Narrative Flow for Procurement: How to Structure Orals Storyline for a Decision-Making Board
Worried your 30‑minute procurement orals will leave the board confused or asking for more detail? By the end of this lesson you’ll be able to craft a decision‑focused, audit‑ready 30‑minute storyline—complete with a five‑part opening, three‑act core, optimized slides, and a rehearsal runbook—so boards can make a clear, evidence‑backed decision. You’ll find precise, compliance‑safe guidance, real examples, and short exercises to practice openings, option framing, and Q&A scripts—designed for busy procurement teams seeking measurable ROI on fewer edits, faster storyboards, and higher orals scores.
Introduction
This lesson explains how to structure a 30-minute, timeboxed orals presentation tailored to procurement boards. The aim is to create a decision-focused storyline that guides a board to an explicit, evidence-backed decision. Procurement and government orals require an economy of words, clarity of purpose, and a predictable logic: present the situation, show the complication (options and trade-offs), and then land on a recommended resolution. The teaching below follows a four-step flow. Each step expands practical, repeatable guidance that a presenter team can apply to write slides, scripts, and runbooks that fit the board’s needs.

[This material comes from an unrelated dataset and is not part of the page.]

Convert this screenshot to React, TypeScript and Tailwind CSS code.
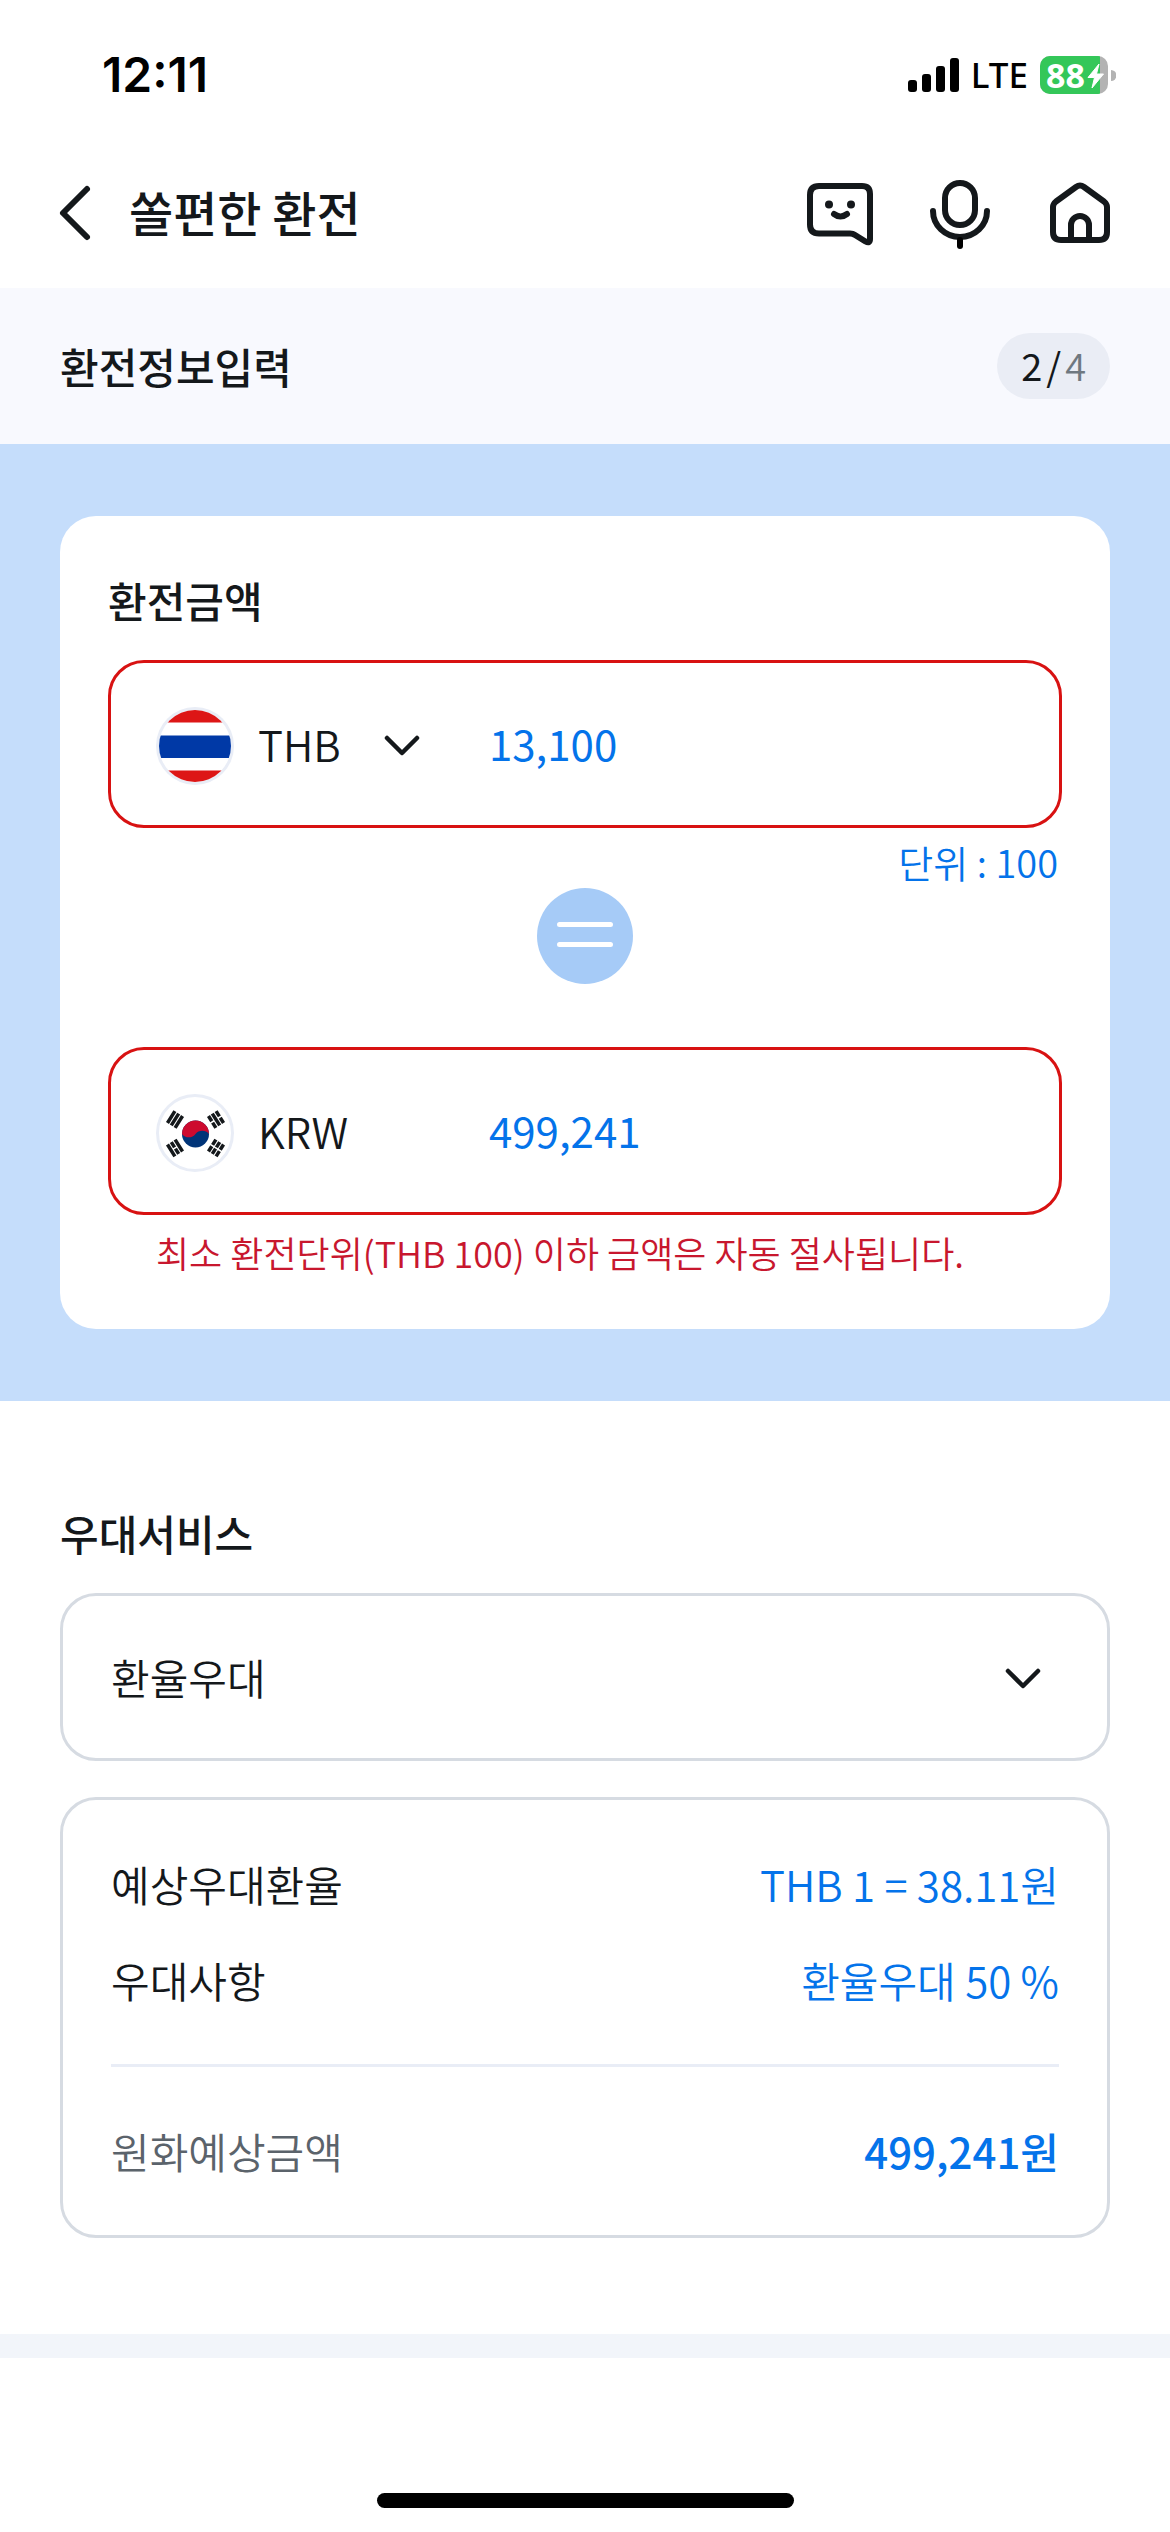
import { useState } from "react";
import type { ReactNode } from "react";

function ChevronDown() {
  return (
    <svg
      aria-hidden="true"
      viewBox="0 0 36 24"
      className="pointer-events-none col-start-1 row-start-1 mt-1 h-6 w-9 self-center justify-self-end"
      fill="none"
      stroke="#14181b"
      strokeWidth="4.500"
      strokeLinecap="round"
      strokeLinejoin="round"
    >
      <path d="M3 4 18 19 33 4" />
    </svg>
  );
}

function Signal() {
  return (
    <svg role="img" aria-label="신호 세기" viewBox="0 0 51 34" className="h-[34px] w-[51px]" fill="#000">
      <rect x="0" y="22" width="9" height="12" rx="3" />
      <rect x="14" y="16" width="9" height="18" rx="3" />
      <rect x="28" y="8" width="9" height="26" rx="3" />
      <rect x="42" y="0" width="9" height="34" rx="3" />
    </svg>
  );
}

function Battery() {
  return (
    <div className="relative flex h-[38px] w-[76px] items-center">
      <svg aria-hidden="true" viewBox="0 0 76 38" className="absolute inset-0 h-full w-full">
        <clipPath id="battery">
          <rect width="68" height="38" rx="10" />
        </clipPath>
        <g clipPath="url(#battery)">
          <rect width="68" height="38" fill="#b3b3b3" />
          <rect width="60" height="38" fill="#34c759" />
        </g>
        <path d="M71 14a5.500 5.500 0 0 1 0 11Z" fill="#b3b3b3" />
        <path d="M59 8 48 21.500h6.500L52 32 63.500 18H56.500Z" fill="#fff" stroke="#fff" strokeLinejoin="round" />
      </svg>
      <span className="relative pl-[6px] font-['Noto_Sans',sans-serif] text-[34px] leading-[38px] font-bold text-white">
        88
      </span>
    </div>
  );
}

function HeaderIcon({ label, children }: { label: string; children: ReactNode }) {
  return (
    <button type="button" aria-label={label} className="size-[72px]">
      <svg
        aria-hidden="true"
        viewBox="0 0 72 72"
        className="size-full"
        fill="none"
        stroke="#14181b"
        strokeWidth="6"
        strokeLinecap="round"
        strokeLinejoin="round"
      >
        {children}
      </svg>
    </button>
  );
}

function ThaiFlag() {
  return (
    <svg aria-hidden="true" viewBox="0 0 78 78" className="mt-1 size-[78px] shrink-0">
      <clipPath id="thai">
        <circle cx="39" cy="39" r="36" />
      </clipPath>
      <circle cx="39" cy="39" r="39" fill="#e9edf6" />
      <g clipPath="url(#thai)">
        <rect width="78" height="78" fill="#fff" />
        <rect width="78" height="15.500" fill="#dd1616" />
        <rect y="28.500" width="78" height="22.500" fill="#0039a6" />
        <rect y="63.500" width="78" height="15" fill="#dd1616" />
      </g>
    </svg>
  );
}

function KoreanFlag() {
  return (
    <svg aria-hidden="true" viewBox="0 0 78 78" className="mt-1 size-[78px] shrink-0">
      <circle cx="39" cy="39" r="37.500" fill="#fff" stroke="#e9edf6" strokeWidth="3" />
      <circle cx="39.500" cy="40" r="13.500" fill="#003478" />
      <path d="M26 40a13.500 13.500 0 0 1 27 0a8.500 8.500 0 0 0-13.500 0a8.500 8.500 0 0 1-13.500 0Z" fill="#cd0a2f" />
      <g stroke="#14181b" strokeWidth="3.500">
        <path transform="translate(19 25.500) rotate(32)" d="M-4.500-7V7M0-7V7M4.500-7V7" />
        <path transform="translate(60 25.500) rotate(-32)" d="M-4.500-7v6.200M-4.500 .8V7M0-7V7M4.500-7v6.200M4.500 .8V7" />
        <path transform="translate(19 54) rotate(-32)" d="M-4.500-7V7M0-7v6.200M0 .8V7M4.500-7V7" />
        <path transform="translate(60 54) rotate(32)" d="M-4.500-7v6.200M-4.500 .8V7M0-7v6.200M0 .8V7M4.500-7v6.200M4.500 .8V7" />
      </g>
    </svg>
  );
}

const fieldBox = "flex h-[168px] items-center rounded-[36px] border-3 border-[#d81212] px-[45px]";
const amountInput = "mb-1 h-[72px] min-w-0 flex-1 bg-transparent font-normal text-[#0473ea] outline-none";

function SummaryRow({ label, value, total }: { label: string; value: string; total?: boolean }) {
  return (
    <div className="flex items-center justify-between">
      <dt className={total ? "text-[#5b636b]" : ""}>{label}</dt>
      <dd className={total ? "font-medium text-[#0473ea]" : "text-[#0473ea]"}>{value}</dd>
    </div>
  );
}

export default function App() {
  const [thb, setThb] = useState("13,100");
  const [krw, setKrw] = useState("499,241");

  return (
    <div className="min-h-screen bg-white font-['Noto_Sans_CJK_KR',sans-serif] text-[42px] leading-[60px] font-[350] text-[#14181b]">
      <div className="flex h-[150px] items-center justify-between pr-[54px] pl-[102px] text-black">
        <time className="font-['Inter',sans-serif] text-[48px] font-semibold">12:11</time>
        <div className="flex items-center">
          <Signal />
          <span className="mr-3 ml-3 font-['Noto_Sans',sans-serif] text-[35px] font-medium">LTE</span>
          <Battery />
        </div>
      </div>

      <header className="mb-3 flex h-[126px] items-center pr-[54px] pl-[57px]">
        <button type="button" aria-label="뒤로" className="mr-9">
          <svg
            aria-hidden="true"
            viewBox="0 0 36 60"
            className="h-[60px] w-9"
            fill="none"
            stroke="#14181b"
            strokeWidth="6"
            strokeLinecap="round"
            strokeLinejoin="round"
          >
            <path d="M30 6 6 30 30 54" />
          </svg>
        </button>
        <h1 className="flex-1 pb-1 text-[48px] font-medium">쏠편한 환전</h1>
        <div className="flex gap-12">
          <HeaderIcon label="채팅">
            <path d="M15 9H58q8 0 8 8V62q0 5-4.500 2.500L51 58q-2-1.500-5-1.500H15q-9 0-9-9V18q0-9 9-9Z" />
            <path d="M30 37q6.500 5 13 0" />
            <g fill="#14181b" stroke="none">
              <circle cx="25" cy="27.500" r="4" />
              <circle cx="47" cy="27.500" r="4" />
            </g>
          </HeaderIcon>
          <HeaderIcon label="음성">
            <rect x="21" y="6" width="30" height="42" rx="15" />
            <path d="M9 34a27 26 0 0 0 54 0" />
            <path d="M36 63v6" stroke="#000" />
          </HeaderIcon>
          <HeaderIcon label="홈">
            <path d="M9 55V30q0-3 3-5.500L32 10q4-3 8 0L60 24.500q3 2.500 3 5.500V55q0 8-8 8H17q-8 0-8-8Z" />
            <path d="M27 63V48a9 9 0 0 1 18 0V63" />
          </HeaderIcon>
        </div>
      </header>

      <main>
        <div className="flex h-[156px] items-center justify-between bg-[#f8f9fe] px-[60px]">
          <h2 className="font-medium">환전정보입력</h2>
          <p className="flex h-[66px] items-center gap-1 rounded-full bg-[#eaedf5] px-6 pb-[2px] text-[38px] font-normal">
            <span>2</span>
            <span>/</span>
            <span className="font-[350] text-[#6f7880]">4</span>
          </p>
        </div>

        <section className="bg-[#c5ddfb] px-[60px] py-[72px]">
          <div className="rounded-[36px] bg-white px-12 pt-[54px] pb-12">
            <h3 className="mb-[30px] font-medium">환전금액</h3>
            <div className={fieldBox}>
              <ThaiFlag />
              <div className="mr-[69px] ml-6 grid w-[162px]">
                <select aria-label="통화" className="col-start-1 row-start-1 h-[72px] appearance-none bg-transparent outline-none">
                  <option>THB</option>
                </select>
                <ChevronDown />
              </div>
              <input aria-label="THB 환전금액" inputMode="numeric" value={thb} onChange={(e) => setThb(e.target.value)} className={amountInput} />
            </div>
            <p className="pt-2 pr-1 text-right text-[38px] leading-[52px] text-[#0473ea]">단위 : 100</p>
            <svg aria-hidden="true" viewBox="0 0 96 96" className="mx-auto mb-[63px] block size-24">
              <circle cx="48" cy="48" r="48" fill="#a6cbf7" />
              <path d="M22.500 36.500h51M22.500 56.500h51" stroke="#fff" strokeWidth="5" strokeLinecap="round" />
            </svg>
            <div className={fieldBox}>
              <KoreanFlag />
              <label htmlFor="krw" className="mr-[69px] ml-6 w-[162px]">
                KRW
              </label>
              <input id="krw" inputMode="numeric" value={krw} onChange={(e) => setKrw(e.target.value)} className={amountInput} />
            </div>
            <p className="mt-3 mb-1 pl-12 text-[36px] leading-[50px] text-[#c8172e]">
              최소 환전단위(THB 100) 이하 금액은 자동 절사됩니다.
            </p>
          </div>
        </section>

        <section className="px-[60px] pt-[102px] pb-24">
          <h3 className="mb-[30px] font-medium">
            <label htmlFor="service">우대서비스</label>
          </h3>
          <div className="mb-9 grid h-[168px] rounded-[36px] border-3 border-[#d6dbe2] pr-[66px] pl-12">
            <select id="service" className="col-start-1 row-start-1 appearance-none bg-transparent outline-none">
              <option>환율우대</option>
            </select>
            <ChevronDown />
          </div>
          <dl className="rounded-[36px] border-3 border-[#d6dbe2] px-12 py-[54px]">
            <SummaryRow label="예상우대환율" value="THB 1 = 38.11원" />
            <div className="mt-9">
              <SummaryRow label="우대사항" value="환율우대 50 %" />
            </div>
            <div className="mt-[54px] border-t-3 border-[#e9edf6] pt-[54px]">
              <SummaryRow label="원화예상금액" value="499,241원" total />
            </div>
          </dl>
        </section>

        <div className="h-6 bg-[#f2f5fa]" />
      </main>

      <div className="mx-auto mt-[135px] h-[15px] w-[417px] rounded-full bg-black" />
    </div>
  );
}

Step 1 — Establish the decision-focused opening (5 minutes of prep for slide + 30–60s delivery)
The opening is the moment to anchor attention and set the board’s expectations. It must be concise, authoritative, and immediately decision-centric. The opening’s five-part micro-structure—Context, Credibility, Stake, Recommendation, Ask—maps directly to the board’s cognitive flow: know what you’re deciding about, why these presenters can speak to it, why the board should care now, what you recommend, and what you want them to do. Preparing the opening slide and 30–60 second delivery takes five focused minutes in draft; refine with executive-presence language so the words read naturally when spoken.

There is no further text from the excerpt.